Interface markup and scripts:

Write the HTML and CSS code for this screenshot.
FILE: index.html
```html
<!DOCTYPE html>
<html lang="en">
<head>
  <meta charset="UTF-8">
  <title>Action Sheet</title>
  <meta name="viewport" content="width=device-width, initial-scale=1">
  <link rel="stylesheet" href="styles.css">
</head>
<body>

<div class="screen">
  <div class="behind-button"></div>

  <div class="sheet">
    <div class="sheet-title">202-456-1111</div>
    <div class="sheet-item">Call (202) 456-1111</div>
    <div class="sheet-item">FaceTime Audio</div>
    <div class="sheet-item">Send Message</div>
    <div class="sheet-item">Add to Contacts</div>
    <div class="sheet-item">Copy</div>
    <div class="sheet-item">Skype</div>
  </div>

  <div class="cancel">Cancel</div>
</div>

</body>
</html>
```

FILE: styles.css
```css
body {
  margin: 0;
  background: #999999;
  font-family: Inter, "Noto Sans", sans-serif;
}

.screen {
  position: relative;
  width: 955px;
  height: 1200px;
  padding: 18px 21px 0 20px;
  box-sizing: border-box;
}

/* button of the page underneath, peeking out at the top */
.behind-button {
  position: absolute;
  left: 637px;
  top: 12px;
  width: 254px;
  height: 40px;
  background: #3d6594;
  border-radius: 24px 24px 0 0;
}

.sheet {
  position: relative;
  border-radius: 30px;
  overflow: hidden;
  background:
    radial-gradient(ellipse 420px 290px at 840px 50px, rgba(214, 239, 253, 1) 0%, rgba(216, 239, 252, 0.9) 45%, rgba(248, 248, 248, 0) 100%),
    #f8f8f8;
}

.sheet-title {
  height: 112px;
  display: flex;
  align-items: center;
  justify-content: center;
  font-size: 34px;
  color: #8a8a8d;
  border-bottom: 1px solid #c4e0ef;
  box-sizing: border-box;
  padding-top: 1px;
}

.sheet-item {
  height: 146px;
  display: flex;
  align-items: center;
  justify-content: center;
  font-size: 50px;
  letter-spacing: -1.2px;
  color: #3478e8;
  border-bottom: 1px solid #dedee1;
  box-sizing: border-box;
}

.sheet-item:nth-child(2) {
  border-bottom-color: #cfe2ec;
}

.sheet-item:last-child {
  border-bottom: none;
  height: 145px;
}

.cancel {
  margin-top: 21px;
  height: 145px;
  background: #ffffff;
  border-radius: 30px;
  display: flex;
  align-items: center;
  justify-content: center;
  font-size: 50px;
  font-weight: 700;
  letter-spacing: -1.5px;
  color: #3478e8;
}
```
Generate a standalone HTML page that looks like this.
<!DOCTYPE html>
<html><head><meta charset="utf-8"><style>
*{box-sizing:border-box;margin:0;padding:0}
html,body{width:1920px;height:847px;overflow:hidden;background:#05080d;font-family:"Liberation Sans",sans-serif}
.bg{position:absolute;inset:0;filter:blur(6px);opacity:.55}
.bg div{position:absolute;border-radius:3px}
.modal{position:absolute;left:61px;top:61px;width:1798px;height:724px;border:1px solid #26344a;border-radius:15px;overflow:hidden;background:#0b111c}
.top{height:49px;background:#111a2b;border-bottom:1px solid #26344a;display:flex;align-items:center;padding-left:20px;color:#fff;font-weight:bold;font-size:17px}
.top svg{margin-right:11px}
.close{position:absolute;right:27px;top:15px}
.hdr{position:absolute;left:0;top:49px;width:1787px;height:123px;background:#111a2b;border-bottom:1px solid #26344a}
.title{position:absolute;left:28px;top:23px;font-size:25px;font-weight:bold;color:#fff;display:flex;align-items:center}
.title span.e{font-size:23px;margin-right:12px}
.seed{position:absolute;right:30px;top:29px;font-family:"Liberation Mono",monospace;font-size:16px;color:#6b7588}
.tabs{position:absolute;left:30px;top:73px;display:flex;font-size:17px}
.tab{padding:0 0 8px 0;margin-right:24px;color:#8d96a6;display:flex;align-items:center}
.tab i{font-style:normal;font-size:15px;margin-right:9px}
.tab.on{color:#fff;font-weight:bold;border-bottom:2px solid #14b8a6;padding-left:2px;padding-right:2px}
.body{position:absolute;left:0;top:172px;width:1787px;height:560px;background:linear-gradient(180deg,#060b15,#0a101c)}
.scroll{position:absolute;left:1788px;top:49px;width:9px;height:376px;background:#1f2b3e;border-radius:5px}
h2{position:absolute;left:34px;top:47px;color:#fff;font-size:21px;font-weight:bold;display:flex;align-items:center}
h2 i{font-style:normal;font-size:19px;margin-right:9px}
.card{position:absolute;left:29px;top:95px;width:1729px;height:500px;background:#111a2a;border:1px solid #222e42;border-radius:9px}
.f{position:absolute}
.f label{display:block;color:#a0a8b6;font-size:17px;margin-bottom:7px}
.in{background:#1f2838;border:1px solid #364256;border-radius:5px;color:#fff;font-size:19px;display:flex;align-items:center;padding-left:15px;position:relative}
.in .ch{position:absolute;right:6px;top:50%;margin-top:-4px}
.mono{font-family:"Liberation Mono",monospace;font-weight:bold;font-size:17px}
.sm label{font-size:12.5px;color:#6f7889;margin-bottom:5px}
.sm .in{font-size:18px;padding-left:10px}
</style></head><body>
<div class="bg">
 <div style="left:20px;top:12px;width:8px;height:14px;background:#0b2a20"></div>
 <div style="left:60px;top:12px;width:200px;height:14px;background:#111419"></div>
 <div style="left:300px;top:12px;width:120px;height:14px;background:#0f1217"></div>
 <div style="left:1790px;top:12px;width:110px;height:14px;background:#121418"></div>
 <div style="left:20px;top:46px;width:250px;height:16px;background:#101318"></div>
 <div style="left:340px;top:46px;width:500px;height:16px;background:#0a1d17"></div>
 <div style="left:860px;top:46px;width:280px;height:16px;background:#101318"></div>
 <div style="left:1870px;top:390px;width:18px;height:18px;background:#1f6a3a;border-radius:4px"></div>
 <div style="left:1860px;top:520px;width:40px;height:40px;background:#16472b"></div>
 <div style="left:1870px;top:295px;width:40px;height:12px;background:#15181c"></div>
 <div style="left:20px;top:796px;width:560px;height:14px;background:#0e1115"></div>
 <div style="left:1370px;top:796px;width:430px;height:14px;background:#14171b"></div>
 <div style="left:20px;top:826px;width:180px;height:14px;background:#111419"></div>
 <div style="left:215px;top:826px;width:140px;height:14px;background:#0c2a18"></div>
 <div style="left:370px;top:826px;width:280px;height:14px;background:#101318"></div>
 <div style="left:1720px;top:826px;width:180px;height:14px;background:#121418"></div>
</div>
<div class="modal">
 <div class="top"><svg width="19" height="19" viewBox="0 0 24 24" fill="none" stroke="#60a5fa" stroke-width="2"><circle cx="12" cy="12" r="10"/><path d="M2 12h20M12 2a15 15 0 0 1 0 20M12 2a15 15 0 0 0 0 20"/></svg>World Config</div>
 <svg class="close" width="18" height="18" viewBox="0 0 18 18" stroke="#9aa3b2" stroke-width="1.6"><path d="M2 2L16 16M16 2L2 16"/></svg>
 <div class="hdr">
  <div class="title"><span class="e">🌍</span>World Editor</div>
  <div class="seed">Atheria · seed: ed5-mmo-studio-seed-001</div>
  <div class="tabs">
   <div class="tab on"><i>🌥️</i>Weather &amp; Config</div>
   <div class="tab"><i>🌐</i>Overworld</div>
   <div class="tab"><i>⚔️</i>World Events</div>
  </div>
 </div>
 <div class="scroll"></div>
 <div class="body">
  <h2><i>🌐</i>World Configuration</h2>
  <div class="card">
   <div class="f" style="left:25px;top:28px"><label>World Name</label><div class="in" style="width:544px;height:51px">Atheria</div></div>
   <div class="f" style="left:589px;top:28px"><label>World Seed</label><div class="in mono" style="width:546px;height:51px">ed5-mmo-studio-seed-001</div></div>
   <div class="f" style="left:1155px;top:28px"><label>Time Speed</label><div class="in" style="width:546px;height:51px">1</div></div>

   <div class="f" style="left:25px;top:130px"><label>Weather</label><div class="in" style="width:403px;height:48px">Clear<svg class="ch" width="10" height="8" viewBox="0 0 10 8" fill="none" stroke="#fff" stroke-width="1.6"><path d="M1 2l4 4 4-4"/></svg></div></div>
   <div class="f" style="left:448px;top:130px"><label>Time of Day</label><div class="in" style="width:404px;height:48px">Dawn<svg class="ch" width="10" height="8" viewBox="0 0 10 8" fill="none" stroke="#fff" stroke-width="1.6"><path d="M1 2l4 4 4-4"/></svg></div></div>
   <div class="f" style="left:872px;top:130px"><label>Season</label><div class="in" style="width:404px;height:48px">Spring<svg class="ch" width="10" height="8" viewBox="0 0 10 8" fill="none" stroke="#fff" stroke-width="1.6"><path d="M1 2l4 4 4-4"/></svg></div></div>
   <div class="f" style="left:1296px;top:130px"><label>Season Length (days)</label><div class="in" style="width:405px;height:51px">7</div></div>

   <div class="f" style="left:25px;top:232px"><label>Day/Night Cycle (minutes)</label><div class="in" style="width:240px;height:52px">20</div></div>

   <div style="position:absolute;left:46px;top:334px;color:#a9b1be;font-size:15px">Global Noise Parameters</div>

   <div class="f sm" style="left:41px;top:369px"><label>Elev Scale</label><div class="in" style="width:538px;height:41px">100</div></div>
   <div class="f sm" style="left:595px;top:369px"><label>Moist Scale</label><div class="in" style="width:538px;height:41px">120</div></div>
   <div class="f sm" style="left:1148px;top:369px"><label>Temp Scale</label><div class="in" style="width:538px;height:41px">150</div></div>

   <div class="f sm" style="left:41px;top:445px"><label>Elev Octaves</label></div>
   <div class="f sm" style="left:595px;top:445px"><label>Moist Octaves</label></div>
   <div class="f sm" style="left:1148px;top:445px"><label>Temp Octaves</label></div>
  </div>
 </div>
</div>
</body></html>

▸ INSTRUCTIONS FOR THE TASK: Copy every line in the listing above where the string "this" turns up.

▸ EXERCISE RESPONSE:
Write the HTML and CSS code for this screenshot.
Generate a standalone HTML page that looks like this.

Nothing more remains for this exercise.